Trastevere - Lungara et Janicule (18/20). La Villa Lante et le phare Manfredi..
Une villa Renaissance - Un monument extravagant
Après la piazza Garibaldi, à droite, la Villa Lante est une belle villa du XVIe siècle comme la Farnesina, bien que plus modeste. Sa construction avait été commandée par le nonce pontifical Baldassarre Turini (1486 / 1543), fidèle secrétaire des papes Léon X de Médicis (1513 / 1521) et Clément VII de Médicis (1523 / 1534), lequel souhaitait disposer d’une villa moins exposée aux rigueurs estivales de la ville. L’architecte, Giulio Romano (Jules Romain), élève préféré de Raphaël, a fait travailler à la décoration de la villa Giovanni da Udine, Polidoro da Caravaggio, Vincenzo Tamagni et Maturino. La construction, débutée en 1518, a connu une interruption, voire des dégradations, lors du sac de Rome de 1527 par les lansquenets protestants du très catholique Charles Quint. Un graffiti célèbre dans le hall de la villa proclame : « A dì 6 de magio 1527 fo la presa di Roma » (le 6 mai 1527 j'ai fait la prise Rome !). Bigre ! Tout seul ?
En 1551, la villa passa à la famille Lante, qui lui donna son nom qu’elle conservera malgré divers changements de propriétaires, notamment Camillo Borghese (1817) puis l’ordre du Sacré-cœur de Jésus (1937). A partir de 1880, l’archéologue allemand Wolfgang Helbig et son épouse, la princesse russe Nadine Schahawskoy, y ont vécu avant que leur fils achète la villa en 1909. Ils y tenaient un salon culturel fréquenté par le « Tout Rome » et des artistes, écrivains et musiciens, dont Carducci, D'Annunzio, Schliemann, Tolstoï et Wagner. En 1950, la propriété a été vendue à la Finlande pour y établir son ambassade près le Saint-Siège et l'Institut culturel finlandais.

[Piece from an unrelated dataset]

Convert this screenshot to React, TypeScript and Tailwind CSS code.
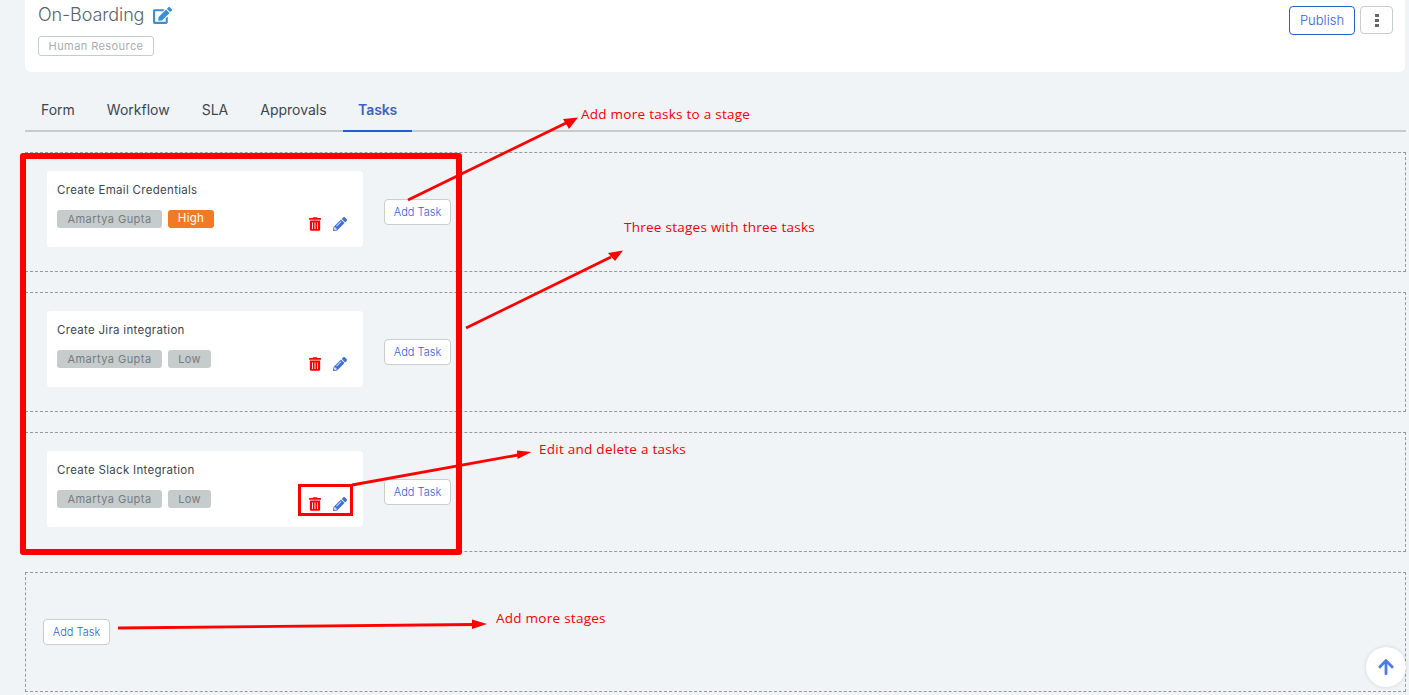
import React from 'react';
import { FaArrowUp, FaEdit, FaPencilAlt, FaTrashAlt } from 'react-icons/fa';

const stages = [
  { title: 'Create Email Credentials', priority: 'High' },
  { title: 'Create Jira integration', priority: 'Low' },
  { title: 'Create Slack Integration', priority: 'Low' },
];

const tabs = ['Form', 'Workflow', 'SLA', 'Approvals', 'Tasks'];

const AddTask = () => (
  <button className="h-[26px] w-[67px] shrink-0 rounded-[4px] border border-[#c8cfcf] bg-white text-[11px] font-light text-[#2f62d8]">
    Add Task
  </button>
);

const TaskCard = ({ title, priority }: { title: string; priority: string }) => (
  <div className="flex h-[76px] w-[316px] shrink-0 flex-col rounded-[4px] bg-white pl-[10px] pr-[16px] pt-[12px]">
    <div className="text-[11.5px] leading-[14px] tracking-[0.3px] text-[#3d4650]">{title}</div>
    <div className="mt-[13px] flex items-start justify-between">
      <div className="flex gap-[6px]">
        <span className="flex h-[18px] w-[105px] items-center justify-center rounded-[3px] bg-[#c6cccc] text-[11px] tracking-[0.45px] text-[#757b7f]">
          Amartya Gupta
        </span>
        <span
          className={
            priority === 'High'
              ? 'flex h-[18px] w-[46px] items-center justify-center rounded-[3px] bg-[#f27a24] text-[11.5px] tracking-[0.3px] text-white'
              : 'flex h-[18px] w-[43px] items-center justify-center rounded-[3px] bg-[#c6cccc] text-[11px] tracking-[0.3px] text-[#757b7f]'
          }
        >
          {priority}
        </span>
      </div>
      <div className="mt-[7px] flex items-center gap-[12px]">
        <FaTrashAlt className="h-[14px] w-[12px] text-[#ff0000]" />
        <FaPencilAlt className="h-[14px] w-[14px] text-[#3f6fd8]" />
      </div>
    </div>
  </div>
);

const Note = ({ className, children }: { className: string; children: string }) => (
  <div className={`absolute whitespace-nowrap font-['Open_Sans',sans-serif] text-[13.5px] leading-[16px] tracking-[0.26px] text-[#f50000] ${className}`}>
    {children}
  </div>
);

export default function App() {
  return (
    <div className="relative h-[695px] w-[1409px] overflow-hidden bg-[#f0f4f7] font-['Inter','Noto_Sans',sans-serif]">
      <div className="ml-[25px] flex h-[72px] w-[1380px] justify-between rounded-b-[6px] bg-white pl-[13px] pr-[12px] pt-[6px]">
        <div>
          <div className="flex h-[18px] items-center gap-[9px]">
            <span className="text-[18px] font-light leading-[18px] tracking-[-0.1px] text-[#5a646e]">On-Boarding</span>
            <FaEdit className="h-[17px] w-[19px] text-[#3a8fd8]" />
          </div>
          <span className="mt-[12px] flex h-[20px] w-[116px] items-center justify-center rounded-[3px] border border-[#c6cccc] text-[11px] tracking-[0.42px] text-[#a6adb2]">
            Human Resource
          </span>
        </div>
        <div className="flex items-start gap-[5px]">
          <button className="h-[29px] w-[66px] rounded-[4px] border border-[#1f5fd0] text-[13px] font-light text-[#2f62d8]">
            Publish
          </button>
          <button className="flex h-[28px] w-[33px] flex-col items-center justify-center gap-[2px] rounded-[4px] border border-[#c8cccc]">
            <span className="h-[3px] w-[4px] bg-[#666666]" />
            <span className="h-[3px] w-[4px] bg-[#666666]" />
            <span className="h-[3px] w-[4px] bg-[#666666]" />
          </button>
        </div>
      </div>

      <div className="ml-[25px] mr-[3px] flex h-[60px] items-end border-b-2 border-[#c6cccc]">
        {tabs.map((tab) => (
          <div
            key={tab}
            className={
              tab === 'Tasks'
                ? '-mb-[2px] flex h-[42px] w-[69px] items-center justify-center border-b-2 border-[#1f5fd0] pb-[1px] pl-[1px] text-[14px] font-semibold tracking-[-0.1px] text-[#3f5fc8]'
                : 'flex h-[40px] items-center px-[16px] pb-[1px] text-[14px] text-[#3d4650]'
            }
          >
            {tab}
          </div>
        ))}
      </div>

      <div className="ml-[25px] mr-[3px] mt-[20px] flex flex-col gap-[20px]">
        {stages.map((stage) => (
          <div key={stage.title} className="flex h-[120px] items-center gap-[21px] border border-dashed border-[#999999] pl-[21px]">
            <div className="self-start pt-[18px]">
              <TaskCard title={stage.title} priority={stage.priority} />
            </div>
            <AddTask />
          </div>
        ))}
        <div className="flex h-[120px] items-center border border-dashed border-[#999999] pl-[17px]">
          <AddTask />
        </div>
      </div>

      {/* scroll to top */}
      <div className="absolute left-[1366px] top-[647px] flex h-[40px] w-[40px] items-center justify-center rounded-full bg-white shadow-[0_0_4px_rgba(0,0,0,0.12)]">
        <FaArrowUp className="h-[18px] w-[18px] text-[#4a7de0]" />
      </div>

      {/* annotations drawn on top of the screenshot */}
      <div className="absolute left-[20px] top-[153px] h-[402px] w-[442px] rounded-[3px] border-[6px] border-[#ff0000]" />
      <div className="absolute left-[298px] top-[484px] h-[32px] w-[55px] border-[3px] border-[#ff0000]" />
      <svg className="absolute left-0 top-0" width="1409" height="695" fill="none">
        <g stroke="#ff0000" strokeWidth="2.8">
          <line x1="408" y1="200" x2="566" y2="123" />
          <line x1="466" y1="328" x2="611" y2="257" />
          <line x1="352" y1="485" x2="518" y2="455" />
          <line x1="118" y1="628" x2="474" y2="624.5" />
        </g>
        <g fill="#ff0000">
          <polygon points="578,117.5 563,119 569,129" />
          <polygon points="623,250.5 608,253 615,261" />
          <polygon points="531.5,452 517,450.5 517.5,459" />
          <polygon points="487,624 472,619.5 472,629" />
        </g>
      </svg>
      <Note className="left-[581px] top-[106px]">Add more tasks to a stage</Note>
      <Note className="left-[624px] top-[219px]">Three stages with three tasks</Note>
      <Note className="left-[539px] top-[441px]">Edit and delete a tasks</Note>
      <Note className="left-[496px] top-[610px]">Add more stages</Note>
    </div>
  );
}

La villa[1], construite sur les vestiges d'une villa romaine antérieure, a conservé extérieurement son style Renaissance : symétrie, régularité, proportions harmonieuses selon les principes édictés par Vitruve[2]. L'étage noble se compose du salon de forme presque carrée, de trois salles plus petites, du vestibule et de la loggia, qui s'étend sur la façade orientale. La loggia, ouverte sur le panorama de la ville par des baies serliennes, possède des stucs attribués à Giovanni da Udine. Le vestibule menant au salon est orné d'un Triomphe de Rome du peintre Valentin de Boulogne et, au-dessus des portes, de hauts-reliefs d'Antonio Canova. Deux salles ont été décorées de fresques par Vincenzo Tamagni (1525-27), probablement sur un projet de Giulio Romano, avec des copies de célèbres portraits de Raphaël (La Fornarina, La Voilée), de muses et d'hommes illustres. En 1837, lorsque la villa a été achetée par l'ordre religieux du Sacré-Cœur, 32 petites fresques du salon avec des cupidons et des déesses et 4 fresques plus importantes avec des histoires relatives à la colline du Janicule, ont été jugées indécentes ; elles ont été détachées puis achetées par Henriette Hertz pour les installer au Palazzo Zuccari.
On remarque ensuite, toujours à droite, le très étrange phare Manfredi (photo), du nom de son architecte Manfredo Manfredi, député et collaborateur de « la machine à écrire », pardon, de l’Autel de la Patrie (Le Vittoriano). C’est une colonne de 20 mètres de haut, de style éclectique, gréco-romano-classico-baroque ! Le phare a été offert à la ville par les italiens d’Argentine, en 1911, en mémoire du 50e anniversaire de la création du royaume d'Italie (1861). Pour rappeler que Rome est une « ville phare » ? Pour que tous les Italiens se tournent vers sa lumière ? Bref, il avait été décidé par la municipalité du Bloc du peuple, conduite par Ernesto Nathan, de positionner le phare sur la colline du Janicule en souvenir d’une bataille importante en ce lieu pour la défense de la République Romaine, en 1849, contre les armées de la seconde République Française présidée par le prince Louis-Napoléon Bonaparte. Un faisceau tricolore illumine la ville de Rome lorsque le phare est allumé. Cette particularité, ou son style très éclectique, est à l’origine de l'expression romaine « Sembri il faro del Gianicolo ! » (vous ressemblez au phare du Janicule), utilisée pour une personne portant une tenue colorée ou extravagante.